Extracted records |
☆ ☆ ☆

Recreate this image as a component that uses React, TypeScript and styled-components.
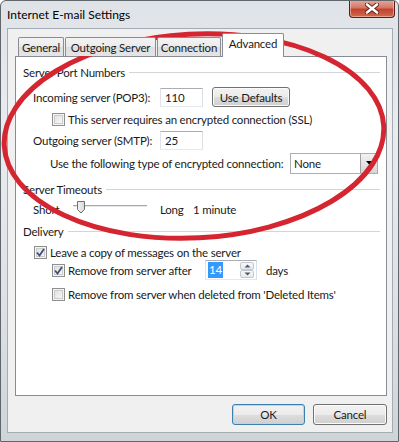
import React from 'react';
import styled, { createGlobalStyle } from 'styled-components';

const GlobalStyle = createGlobalStyle`
  html, body {
    margin: 0;
    padding: 0;
    background: #ffffff;
  }
  body {
    font-family: Lato, "Open Sans", "Liberation Sans", sans-serif;
    font-size: 11.5px;
    letter-spacing: -0.2px;
    color: #1a1a1a;
  }
  * {
    box-sizing: border-box;
  }
`;

const Window = styled.div`
  position: relative;
  width: 399px;
  height: 442px;
  display: flex;
  flex-direction: column;
  border: 1px solid #5f666c;
  border-radius: 6px 6px 0 0;
  background: linear-gradient(180deg, #dfe3e8 0%, #e9ecef 30%, #dde1e6 70%, #cfd4d9 100%);
  overflow: hidden;
`;

const TitleBar = styled.div`
  height: 27px;
  display: flex;
  align-items: flex-start;
  padding-left: 6px;
  flex-shrink: 0;
`;

const Title = styled.span`
  margin-top: 6px;
  font-size: 12px;
  letter-spacing: 0;
  color: #000;
  flex: 1;
`;

const CloseButton = styled.div`
  width: 46px;
  height: 18px;
  margin-top: -1px;
  margin-right: 3px;
  border: 1px solid #5a1e16;
  border-top: none;
  border-radius: 0 0 4px 4px;
  background: linear-gradient(180deg, #e9a99b 0%, #d47866 45%, #c2432f 55%, #cf6a4f 100%);
  box-shadow: inset 0 0 0 1px rgba(255, 220, 210, 0.5);
  display: flex;
  align-items: center;
  justify-content: center;
`;

const Client = styled.div`
  flex: 1;
  margin: 0 5px 8px 6px;
  border: 1px solid #a3abb4;
  background: #f0f0f0;
  padding: 4px 5px 0 7px;
  display: flex;
  flex-direction: column;
`;

const TabStrip = styled.div`
  height: 23px;
  display: flex;
  align-items: flex-end;
  gap: 1px;
  padding-left: 3px;
  position: relative;
  z-index: 1;
`;

const Tab = styled.div<{ $w: number; $active?: boolean }>`
  width: ${(p) => p.$w}px;
  height: ${(p) => (p.$active ? 24 : 19)}px;
  margin-bottom: ${(p) => (p.$active ? -1 : 0)}px;
  border: 1px solid #898c95;
  border-bottom: none;
  border-radius: 2px 2px 0 0;
  background: ${(p) =>
    p.$active ? '#ffffff' : 'linear-gradient(180deg, #f3f3f3 0%, #ebebeb 50%, #dedede 51%, #e5e5e5 100%)'};
  display: flex;
  align-items: center;
  justify-content: center;
  padding-bottom: ${(p) => (p.$active ? 4 : 0)}px;
  white-space: nowrap;
`;

const Panel = styled.div`
  height: 340px;
  border: 1px solid #898c95;
  background: #ffffff;
  padding: 6px 6px 0 7px;
  display: flex;
  flex-direction: column;
`;

const Row = styled.div<{ $mt?: number; $indent?: number }>`
  height: 18px;
  display: flex;
  align-items: center;
  margin-top: ${(p) => p.$mt ?? 0}px;
  padding-left: ${(p) => p.$indent ?? 0}px;
  white-space: nowrap;
`;

const GroupLine = styled.div`
  flex: 1;
  height: 1px;
  margin-left: 4px;
  background: #d0d5d9;
`;

const Label = styled.span<{ $w?: number; $ml?: number }>`
  display: inline-block;
  flex-shrink: 0;
  width: ${(p) => (p.$w ? `${p.$w}px` : 'auto')};
  margin-left: ${(p) => p.$ml ?? 0}px;
`;

const TextBox = styled.div`
  width: 43px;
  height: 19px;
  border: 1px solid;
  border-color: #abadb3 #dbdfe6 #e3e9ef #e2e3ea;
  background: #ffffff;
  padding-left: 4px;
  display: flex;
  align-items: center;
  flex-shrink: 0;
`;

const PushButton = styled.div<{ $w: number; $default?: boolean }>`
  width: ${(p) => p.$w}px;
  height: 21px;
  border: 1px solid ${(p) => (p.$default ? '#3c7fb1' : '#707070')};
  border-radius: 3px;
  background: linear-gradient(180deg, #f2f2f2 0%, #ebebeb 50%, #dddddd 51%, #cfcfcf 100%);
  box-shadow: inset 0 0 0 1px ${(p) => (p.$default ? '#a9dbf6' : '#fbfbfb')};
  display: flex;
  align-items: center;
  justify-content: center;
  flex-shrink: 0;
`;

const DefaultsButton = styled(PushButton)`
  margin-left: 9px;
  height: 20px;
`;

const CheckBox = styled.div`
  width: 13px;
  height: 13px;
  border: 1px solid #8e8f8f;
  background: linear-gradient(135deg, #dcdcdc 0%, #f0f0f0 60%, #fcfcfc 100%);
  box-shadow: inset 0 0 0 1px #f4f4f4, inset 0 0 0 2px #cbcbcb;
  margin-right: 3px;
  flex-shrink: 0;
  display: flex;
  align-items: center;
  justify-content: center;
`;

const Select = styled.div`
  width: 88px;
  height: 21px;
  border: 1px solid #abadb3;
  background: #ffffff;
  display: flex;
  align-items: center;
  padding-left: 3px;
  flex-shrink: 0;
`;

const SelectText = styled.span`
  flex: 1;
`;

const DropButton = styled.div`
  width: 17px;
  height: 19px;
  border-left: 1px solid #a0a0a0;
  background: linear-gradient(180deg, #f2f2f2 0%, #e4e4e4 50%, #d6d6d6 100%);
  display: flex;
  align-items: center;
  justify-content: center;
`;

const Spinner = styled.div`
  width: 52px;
  height: 20px;
  border: 1px solid;
  border-color: #abadb3 #dbdfe6 #e3e9ef #e2e3ea;
  background: #ffffff;
  display: flex;
  align-items: center;
  padding-left: 2px;
  flex-shrink: 0;
`;

const SpinValue = styled.span`
  background: #3399ff;
  color: #ffffff;
  padding: 1px 1px;
  line-height: 14px;
`;

const SpinButtons = styled.div`
  margin-left: auto;
  margin-right: 2px;
  width: 14px;
  height: 16px;
  display: flex;
  flex-direction: column;
`;

const SpinButton = styled.div`
  flex: 1;
  border: 1px solid #c3c8d0;
  border-radius: 2px;
  background: linear-gradient(180deg, #f7f8f9 0%, #e6e9ec 100%);
  display: flex;
  align-items: center;
  justify-content: center;
`;

const ButtonBar = styled.div`
  display: flex;
  justify-content: flex-end;
  gap: 8px;
  padding-top: 8px;
`;

const Annotation = styled.svg`
  position: absolute;
  left: 0;
  top: 0;
  pointer-events: none;
`;

const Arrow = ({ up }: { up?: boolean }) => (
  <svg width="7" height="4" viewBox="0 0 7 4">
    <path d={up ? 'M0.5 3.5 L3.5 0.5 L6.5 3.5 Z' : 'M0.5 0.5 L3.5 3.5 L6.5 0.5 Z'} fill="#4d5a6c" />
  </svg>
);

const Check = () => (
  <svg width="9" height="9" viewBox="0 0 9 9">
    <path d="M1 4.5 L3.5 7.5 L8 1" fill="none" stroke="#3d4f7c" strokeWidth="1.8" />
  </svg>
);

const SliderTrack = () => (
  <svg width="80" height="18" viewBox="0 0 80 18">
    <rect x="3" y="5" width="74" height="1" fill="#a7a7a7" />
    <rect x="3" y="6" width="74" height="1" fill="#e7e7e7" />
    <defs>
      <linearGradient id="thumb" x1="0" y1="0" x2="1" y2="0">
        <stop offset="0" stopColor="#f4f4f4" />
        <stop offset="1" stopColor="#d6d6d6" />
      </linearGradient>
    </defs>
    <path d="M7.5 1.5 H14.5 V9.5 L11 13 L7.5 9.5 Z" fill="url(#thumb)" stroke="#707070" />
  </svg>
);

const App = () => {
  return (
    <>
      <GlobalStyle />
      <Window>
        <TitleBar>
          <Title>Internet E-mail Settings</Title>
          <CloseButton>
            <svg width="14" height="11" viewBox="0 0 14 11">
              <path d="M2 1.5 L12 9.5 M12 1.5 L2 9.5" stroke="#5a2018" strokeWidth="4.4" strokeLinecap="round" />
              <path d="M2 1.5 L12 9.5 M12 1.5 L2 9.5" stroke="#ffffff" strokeWidth="2.6" strokeLinecap="round" />
            </svg>
          </CloseButton>
        </TitleBar>
        <Client>
          <TabStrip>
            <Tab $w={46}>General</Tab>
            <Tab $w={91}>Outgoing Server</Tab>
            <Tab $w={64}>Connection</Tab>
            <Tab $w={62} $active>
              Advanced
            </Tab>
          </TabStrip>
          <Panel>
            <Row>
              <span>Server Port Numbers</span>
              <GroupLine />
            </Row>
            <Row $mt={7} $indent={10}>
              <Label $w={127}>Incoming server (POP3):</Label>
              <TextBox>110</TextBox>
              <DefaultsButton $w={78}>Use Defaults</DefaultsButton>
            </Row>
            <Row $mt={4} $indent={29}>
              <CheckBox />
              <span>This server requires an encrypted connection (SSL)</span>
            </Row>
            <Row $mt={3} $indent={10}>
              <Label $w={127}>Outgoing server (SMTP):</Label>
              <TextBox>25</TextBox>
            </Row>
            <Row $mt={5} $indent={27}>
              <Label $w={240}>Use the following type of encrypted connection:</Label>
              <Select>
                <SelectText>None</SelectText>
                <DropButton>
                  <svg width="7" height="4" viewBox="0 0 7 4">
                    <path d="M0 0 L7 0 L3.5 4 Z" fill="#000" />
                  </svg>
                </DropButton>
              </Select>
            </Row>
            <Row $mt={8}>
              <span>Server Timeouts</span>
              <GroupLine />
            </Row>
            <Row $mt={2} $indent={10}>
              <Label $w={37}>Short</Label>
              <SliderTrack />
              <Label $w={33} $ml={10}>
                Long
              </Label>
              <span>1 minute</span>
            </Row>
            <Row $mt={4}>
              <span>Delivery</span>
              <GroupLine />
            </Row>
            <Row $mt={3} $indent={11}>
              <CheckBox>
                <Check />
              </CheckBox>
              <span>Leave a copy of messages on the server</span>
            </Row>
            <Row $mt={0} $indent={29}>
              <CheckBox>
                <Check />
              </CheckBox>
              <Label $w={137}>Remove from server after</Label>
              <Spinner>
                <SpinValue>14</SpinValue>
                <SpinButtons>
                  <SpinButton>
                    <Arrow up />
                  </SpinButton>
                  <SpinButton>
                    <Arrow />
                  </SpinButton>
                </SpinButtons>
              </Spinner>
              <Label $ml={9}>days</Label>
            </Row>
            <Row $mt={6} $indent={29}>
              <CheckBox />
              <span>Remove from server when deleted from 'Deleted Items'</span>
            </Row>
          </Panel>
          <ButtonBar>
            <PushButton $w={73} $default>
              OK
            </PushButton>
            <PushButton $w={74}>Cancel</PushButton>
          </ButtonBar>
        </Client>
        <Annotation width="399" height="442" viewBox="0 0 399 442">
          <ellipse
            cx="193"
            cy="135"
            rx="190"
            ry="102"
            transform="rotate(-3 193 135)"
            fill="none"
            stroke="#d42530"
            strokeWidth="5"
          />
        </Annotation>
      </Window>
    </>
  );
};

export default App;
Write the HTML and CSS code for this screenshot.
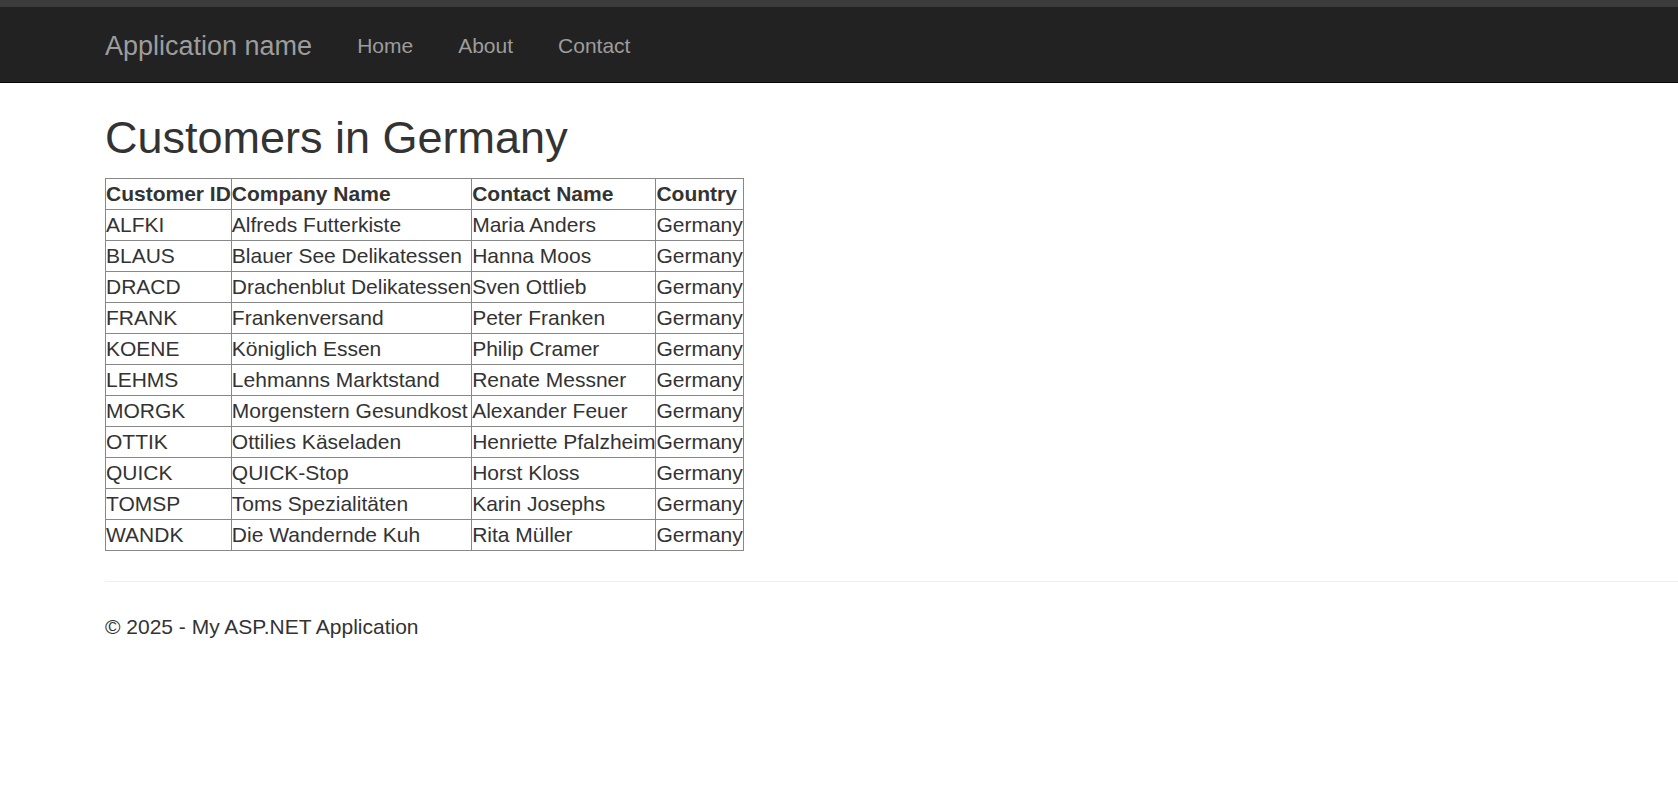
FILE: index.html
```html
<!DOCTYPE html>
<html lang="en">
<head>
<meta charset="utf-8">
<title>Customers in Germany</title>
<link rel="stylesheet" href="styles.css">
</head>
<body>
<div class="topstrip"></div>
<nav class="navbar">
  <a class="brand" href="#">Application name</a>
  <ul class="nav">
    <li><a href="#">Home</a></li>
    <li><a href="#">About</a></li>
    <li><a href="#">Contact</a></li>
  </ul>
</nav>
<main class="body-content">
  <h2 class="title">Customers in Germany</h2>
  <table class="grid">
    <thead>
      <tr><th>Customer ID</th><th>Company Name</th><th>Contact Name</th><th>Country</th></tr>
    </thead>
    <tbody>
      <tr><td>ALFKI</td><td>Alfreds Futterkiste</td><td>Maria Anders</td><td>Germany</td></tr>
      <tr><td>BLAUS</td><td>Blauer See Delikatessen</td><td>Hanna Moos</td><td>Germany</td></tr>
      <tr><td>DRACD</td><td>Drachenblut Delikatessen</td><td>Sven Ottlieb</td><td>Germany</td></tr>
      <tr><td>FRANK</td><td>Frankenversand</td><td>Peter Franken</td><td>Germany</td></tr>
      <tr><td>KOENE</td><td>Königlich Essen</td><td>Philip Cramer</td><td>Germany</td></tr>
      <tr><td>LEHMS</td><td>Lehmanns Marktstand</td><td>Renate Messner</td><td>Germany</td></tr>
      <tr><td>MORGK</td><td>Morgenstern Gesundkost</td><td>Alexander Feuer</td><td>Germany</td></tr>
      <tr><td>OTTIK</td><td>Ottilies Käseladen</td><td>Henriette Pfalzheim</td><td>Germany</td></tr>
      <tr><td>QUICK</td><td>QUICK-Stop</td><td>Horst Kloss</td><td>Germany</td></tr>
      <tr><td>TOMSP</td><td>Toms Spezialitäten</td><td>Karin Josephs</td><td>Germany</td></tr>
      <tr><td>WANDK</td><td>Die Wandernde Kuh</td><td>Rita Müller</td><td>Germany</td></tr>
    </tbody>
  </table>
  <hr class="rule">
  <footer class="footer">
    <p>© 2025 - My ASP.NET Application</p>
  </footer>
</main>
</body>
</html>
```

FILE: styles.css
```css
html, body {
  margin: 0;
  padding: 0;
}
body {
  font-family: "Liberation Sans", Arial, sans-serif;
  font-size: 21px;
  line-height: 30px;
  color: #333;
  background: #fff;
}
.topstrip {
  height: 7px;
  background: #3c3c3c;
}
.navbar {
  height: 75px;
  background: #222;
  border-bottom: 1px solid #080808;
  display: flex;
  align-items: center;
  padding-left: 105px;
  box-sizing: content-box;
}
.brand {
  font-size: 27px;
  line-height: 30px;
  color: #9d9d9d;
  text-decoration: none;
  padding: 2px 22.5px 0 0;
}
.nav {
  display: flex;
  list-style: none;
  margin: 0;
  padding: 2px 0 0 0;
}
.nav a {
  display: block;
  padding: 0 22.5px;
  color: #9d9d9d;
  text-decoration: none;
  font-size: 21px;
  line-height: 30px;
}
.body-content {
  padding-left: 105px;
}
.title {
  font-size: 45px;
  font-weight: 500;
  line-height: 49.5px;
  margin: 30px 0 15px 0;
}
.grid {
  border-collapse: collapse;
  border: 1px solid #888;
}
.grid th, .grid td {
  border: 1px solid #888;
  padding: 0;
  height: 30px;
  line-height: 30px;
  text-align: left;
  white-space: nowrap;
  vertical-align: middle;
}
.grid th {
  font-weight: bold;
}
.rule {
  border: 0;
  border-top: 1px solid #eee;
  margin: 30px 0 30px 0;
  height: 0;
}
.footer p {
  margin: 0;
}
```
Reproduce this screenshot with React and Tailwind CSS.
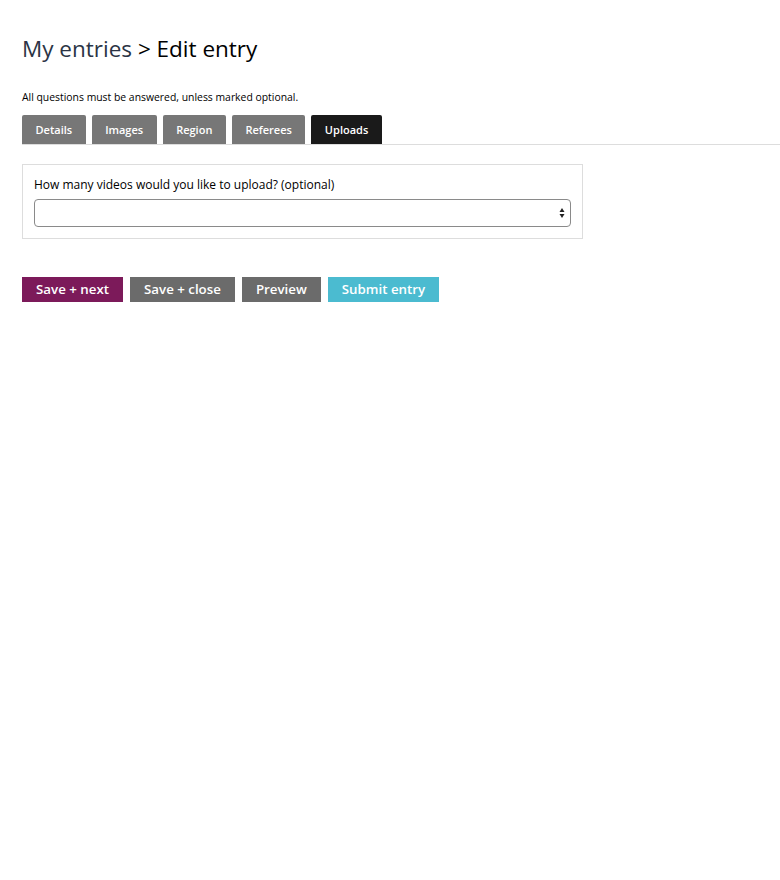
export default function App() {
  const tabs = ['Details', 'Images', 'Region', 'Referees', 'Uploads'];
  const btn = "h-[25px] px-[14px] text-[13.3px] font-semibold text-white leading-[25px]";

  return (
    <div className="min-h-[880px] bg-white font-['Open_Sans',sans-serif] text-black">
      <div className="pl-[22px] pt-[34px]">
        <h1 className="text-[22.5px] leading-[30px] font-normal">
          <a className="text-[#2b3445]">My entries</a> &gt; Edit entry
        </h1>
        <p className="mt-[26px] text-[10.4px] leading-[14px]">All questions must be answered, unless marked optional.</p>
      </div>

      <ul className="ml-[22px] mt-[4px] flex gap-[6px] border-b border-[#dddddd] pt-[7px]">
        {tabs.map(t => (
          <li key={t}
            className={`h-[29px] px-[13.5px] rounded-t-[2px] text-[11px] font-semibold leading-[29px] text-white ${t === 'Uploads' ? 'bg-[#1a1a1a]' : 'bg-[#777777]'}`}>
            {t}
          </li>
        ))}
      </ul>

      <div className="ml-[22px] mt-[19px] w-[561px] border border-[#dddddd] px-[11px] pt-[11px] pb-[11px]">
        <label className="block text-[12px] leading-[17px]">How many videos would you like to upload? (optional)</label>
        <div className="relative mt-[6px]">
          <select className="block h-[28px] w-full appearance-none rounded-[4px] border border-[#8a8a8a] bg-white px-2 text-[12px]">
            <option></option>
          </select>
          <svg className="pointer-events-none absolute right-[6px] top-[8px]" width="6" height="12" viewBox="0 0 6 12">
            <path d="M3 1 L5.5 5 H0.5 Z" fill="#222" />
            <path d="M3 11 L5.5 7 H0.5 Z" fill="#222" />
          </svg>
        </div>
      </div>

      <div className="ml-[22px] mt-[38px] flex gap-[7px]">
        <button className={`${btn} bg-[#7c1a5a]`}>Save + next</button>
        <button className={`${btn} bg-[#6b6b6b]`}>Save + close</button>
        <button className={`${btn} bg-[#6b6b6b]`}>Preview</button>
        <button className={`${btn} bg-[#4bbbd0]`}>Submit entry</button>
      </div>
    </div>
  );
}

☆ ☆ ☆

Identify each line in the entries with the word "screenshot" and copy it.

Completed task |
Write the HTML and CSS code for this screenshot.
Reproduce this screenshot with React and Tailwind CSS.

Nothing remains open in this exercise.